Naturally, the kidnapping victim is so weakened by her captivity that the impostor is able to use her as a hostage. It’s a good thing some drunken frat boys were around to defeat her with a group hug! (Even though that’s simplifying it a little, that’s how I want to tell people it happened.)
The problem with all that is how Nat’s thought process doesn’t explain why she did that. Teens find millions of ways to justify their bad decisions, but Nat doesn’t even try! Even an attempt at justifying herself would have satisfied me and made her poor decision-making skills less bearable. It’s basically an entire book of Nat having a choice and making the worst possible choice without any justification from her narration.

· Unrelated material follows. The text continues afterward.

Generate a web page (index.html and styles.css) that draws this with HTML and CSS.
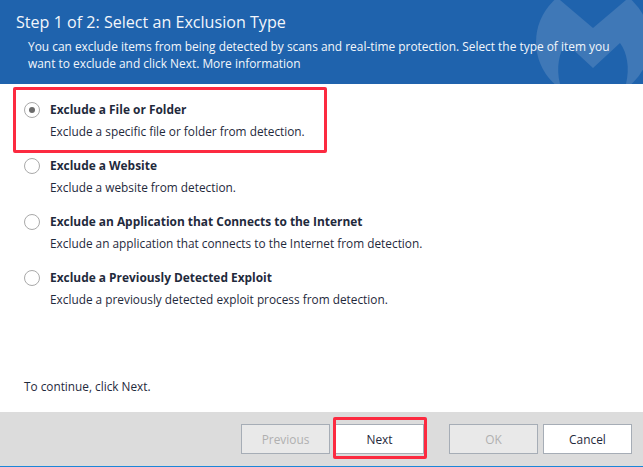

The side characters and worldbuilding can be described the same way: flat. Other than what I’ve already explained in this review, there is no worldbuilding. Nat’s best friend’s Oscar and Melly are one-note characters, especially in Oscar’s case. He’s the Gay Best Friend stereotype to the very last letter.
Nat’s family is just as bad, but her inferiority complex regarding them is one of the novel’s few strong points. Nat feels alienated from her family because their Talents are “better” than hers. Now that I get. A mom with laser vision, a dad with a superb sense of smell, a genius chameleon for a little sister, and a triple-threat older sister,… I’d feel inferior too!
But damn it man, how could a book with so many cats disappoint me like this? I feel so bad I wanna go snuggle me cat, who is helping me write reviews by napping on her window perch and generally being cute. Cat Girl’s Day Off ain’t recommended. I think it also made me hate its inspiration Ferris Bueller’s Day Off a little bit too.